Your task - Scan the data that follows and count the lines with the string "components"; answer with the count alone.

Excerpted data -
********
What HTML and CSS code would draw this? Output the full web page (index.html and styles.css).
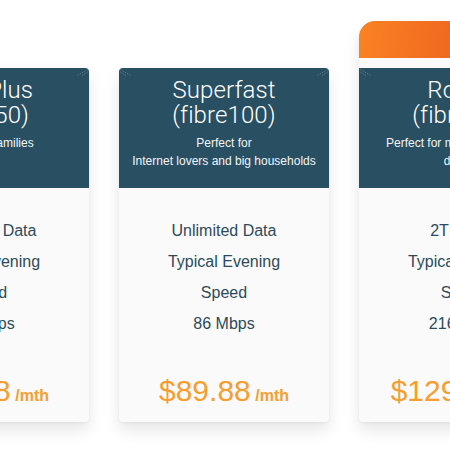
********
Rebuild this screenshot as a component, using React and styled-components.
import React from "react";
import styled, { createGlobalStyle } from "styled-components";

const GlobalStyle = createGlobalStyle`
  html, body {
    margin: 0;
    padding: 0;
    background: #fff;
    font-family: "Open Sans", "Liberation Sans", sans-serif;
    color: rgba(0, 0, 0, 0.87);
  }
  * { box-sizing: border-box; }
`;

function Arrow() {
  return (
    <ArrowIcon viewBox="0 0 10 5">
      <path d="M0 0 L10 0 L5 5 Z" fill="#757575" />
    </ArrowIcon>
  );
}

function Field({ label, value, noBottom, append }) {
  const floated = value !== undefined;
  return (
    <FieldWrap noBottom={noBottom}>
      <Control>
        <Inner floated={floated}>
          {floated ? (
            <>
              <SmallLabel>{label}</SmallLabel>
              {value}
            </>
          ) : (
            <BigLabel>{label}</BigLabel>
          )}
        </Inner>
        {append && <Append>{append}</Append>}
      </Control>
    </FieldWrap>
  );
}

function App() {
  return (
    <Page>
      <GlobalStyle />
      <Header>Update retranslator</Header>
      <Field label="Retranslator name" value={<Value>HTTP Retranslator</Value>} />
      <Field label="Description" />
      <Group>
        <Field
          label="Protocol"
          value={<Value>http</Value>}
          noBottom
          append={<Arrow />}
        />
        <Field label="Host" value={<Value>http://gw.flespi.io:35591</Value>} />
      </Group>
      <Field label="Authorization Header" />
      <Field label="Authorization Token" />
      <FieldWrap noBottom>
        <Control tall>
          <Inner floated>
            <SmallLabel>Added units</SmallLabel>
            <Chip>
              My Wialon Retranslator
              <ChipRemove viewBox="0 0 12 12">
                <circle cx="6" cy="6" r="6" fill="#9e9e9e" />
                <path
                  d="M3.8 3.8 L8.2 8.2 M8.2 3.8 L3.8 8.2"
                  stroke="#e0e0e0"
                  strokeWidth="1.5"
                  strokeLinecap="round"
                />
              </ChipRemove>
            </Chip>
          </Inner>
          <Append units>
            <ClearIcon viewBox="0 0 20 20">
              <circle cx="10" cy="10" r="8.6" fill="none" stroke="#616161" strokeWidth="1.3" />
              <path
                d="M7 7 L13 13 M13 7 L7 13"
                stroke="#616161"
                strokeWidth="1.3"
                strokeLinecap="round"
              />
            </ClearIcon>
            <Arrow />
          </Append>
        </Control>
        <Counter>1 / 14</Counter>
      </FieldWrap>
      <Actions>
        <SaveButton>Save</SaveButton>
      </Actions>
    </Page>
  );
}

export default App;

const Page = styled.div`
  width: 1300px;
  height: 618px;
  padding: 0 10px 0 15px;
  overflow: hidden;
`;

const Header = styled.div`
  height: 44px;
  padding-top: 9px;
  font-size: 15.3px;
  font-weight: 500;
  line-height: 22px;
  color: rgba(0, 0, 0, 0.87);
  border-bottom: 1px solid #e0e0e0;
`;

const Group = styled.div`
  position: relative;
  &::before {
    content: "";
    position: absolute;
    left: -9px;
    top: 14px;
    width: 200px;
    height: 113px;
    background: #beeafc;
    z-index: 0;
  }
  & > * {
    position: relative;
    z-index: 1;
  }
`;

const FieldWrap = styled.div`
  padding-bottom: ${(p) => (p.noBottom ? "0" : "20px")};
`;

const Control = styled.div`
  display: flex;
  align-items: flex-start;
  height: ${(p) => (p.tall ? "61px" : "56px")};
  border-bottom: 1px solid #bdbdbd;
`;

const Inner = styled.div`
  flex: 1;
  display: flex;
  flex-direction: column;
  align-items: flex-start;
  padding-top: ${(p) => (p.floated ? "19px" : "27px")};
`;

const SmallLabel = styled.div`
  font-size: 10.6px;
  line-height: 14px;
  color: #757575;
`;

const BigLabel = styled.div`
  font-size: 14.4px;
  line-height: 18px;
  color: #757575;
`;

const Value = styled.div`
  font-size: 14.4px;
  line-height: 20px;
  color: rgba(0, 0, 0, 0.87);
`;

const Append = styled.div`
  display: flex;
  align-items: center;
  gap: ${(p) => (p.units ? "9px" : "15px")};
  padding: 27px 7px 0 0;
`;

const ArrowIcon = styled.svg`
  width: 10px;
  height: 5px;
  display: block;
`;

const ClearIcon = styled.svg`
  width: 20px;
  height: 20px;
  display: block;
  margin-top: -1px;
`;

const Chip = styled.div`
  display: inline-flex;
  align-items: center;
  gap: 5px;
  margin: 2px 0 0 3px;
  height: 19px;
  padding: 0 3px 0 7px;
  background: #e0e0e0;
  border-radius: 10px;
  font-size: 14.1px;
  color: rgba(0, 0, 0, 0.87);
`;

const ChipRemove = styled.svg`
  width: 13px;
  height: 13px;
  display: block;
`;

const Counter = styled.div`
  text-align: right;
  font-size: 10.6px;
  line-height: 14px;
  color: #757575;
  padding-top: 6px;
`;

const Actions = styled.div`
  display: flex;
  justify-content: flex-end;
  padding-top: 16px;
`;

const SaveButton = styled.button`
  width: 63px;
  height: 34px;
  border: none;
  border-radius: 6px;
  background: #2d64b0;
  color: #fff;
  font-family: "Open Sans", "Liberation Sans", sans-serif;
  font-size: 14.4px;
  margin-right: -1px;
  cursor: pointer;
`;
********
Solution to the exercise - 2